RusHydro chief executive Vasily Zubakin said Friday that his company might dismiss up to 17 percent of its staff in the first quarter of 2009.

Moscow Integrated Power Company, which is 84 percent controlled by the Moscow city government, said last week that it would suspend its 7 billion ruble investment program for next year to refinance loans of about 6 billion rubles. The company also will delay installing new heating pipes in Moscow on expectations of zero profit this year because of high temperatures last winter.

Shareholder Disputes

The crisis has sparked sharp conflicts between shareholders in some generating companies. TGK-2, 45 percent owned by Senator Leonid Lebedev’s Sintez Group, has refused to pay 15 billion rubles on an offer to buy out minority shareholders in July.

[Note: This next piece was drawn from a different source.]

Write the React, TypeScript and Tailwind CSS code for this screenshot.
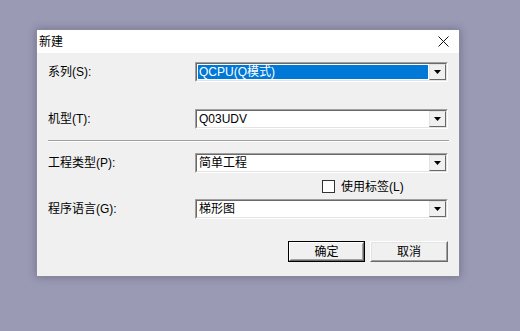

Sintez has blamed the reversal on its business partner, German utility RWE, which in September backed out of its planned acquisition of a 49 percent stake in TGK-2. RWE had insisted that Sintez make the buyout offer to the minority shareholders. Sintez filed a $1.4 billion lawsuit against RWE in a London arbitration court earlier this month.

In a similar case, billionaire Mikhail Prokhorov, owner of about half of TGK-4, has stepped back from a 15 billion ruble buyout offer to minority shareholders in July, citing a government decision to place the company on a list of natural monopolies because it owns a gas pipeline in the Ryazan region. The listing means that Onexim, Prokhorov’s Cyprus-registered investment vehicle, would need government permission to increase its stake in TGK-4.

The share prices of both TGK-4 and TGK-2 have plummeted since July. The buyout offers were backed by financial guarantees from Sberbank for TGK-2 and Rosbank for OGK-4.

The two companies’ minority shareholders — mostly foreign portfolio investors — wrote an open letter to President Dmitry Medvedev last month asking that he help resolve the disputes.

“We urge you to take immediate action to protect the integrity of the Russian market and the Russian legal system and correct this scandalous corporate government abuse,” the shareholders wrote.

The Kremlin has yet to reply, said signatory Alexander Branis, head of Prosperity Capital Management, an investment fund that holds stakes in both TGK-2 and TGK-4.

“We think Prokhorov and Lebedev are only finding pretexts not to pay for the offers,” Branis said.

Branis said he believed that Sberbank and Rosbank would pay for the shares of both companies’ minority shareholders by the end of the year. “The banks will then have to deal with Prokhorov and Lebedev to get their money back,” he said.

The Moscow Arbitration Court, however, ruled last week that Rosbank should not pay the minority shareholders of TGK-4. The lawsuit, filed by Prokhorov, challenged whether he had to go through with the buyout offer. Spokespeople at the court and Rosbank declined to elaborate on the ruling.

Onexim spokesman Igor Petrov said the company was discussing its next move.

Prokhorov wrote on Onexim’s corporate blog that the shareholders’ public outcry “was caused by their desire to withdraw their money from Russia as soon as possible.”

Branis insisted that he still believed in the attractiveness of the electricity sector. “Russian electricity companies’ capitalization is less than what the firms have on their balance sheets, and the demand for electricity will always be there, so from our viewpoint the electricity industry is a very attractive sector,” he said.

Anatoly Chubais, the former UES chief and architect of the sector’s privatization, has thrown his support behind the minority shareholders. “I’m not happy about the position of Sintez and Onexim,” Chubais told Bloomberg at a gathering of industry leaders in Cannes earlier this month. “If you don’t treat minority shareholders well, you risk losing your reputation. Even in times of crisis, you should keep this in mind.”

Sintez spokesman Alexander Levin said the company was acting within the law.

If there is a silver lining to the crisis, it might be that it has united foreign and domestic electricity investors, said Fache of Enel. “We are facing a choice — either leave the boat or get together,” he said. “The only solution is to join forces.”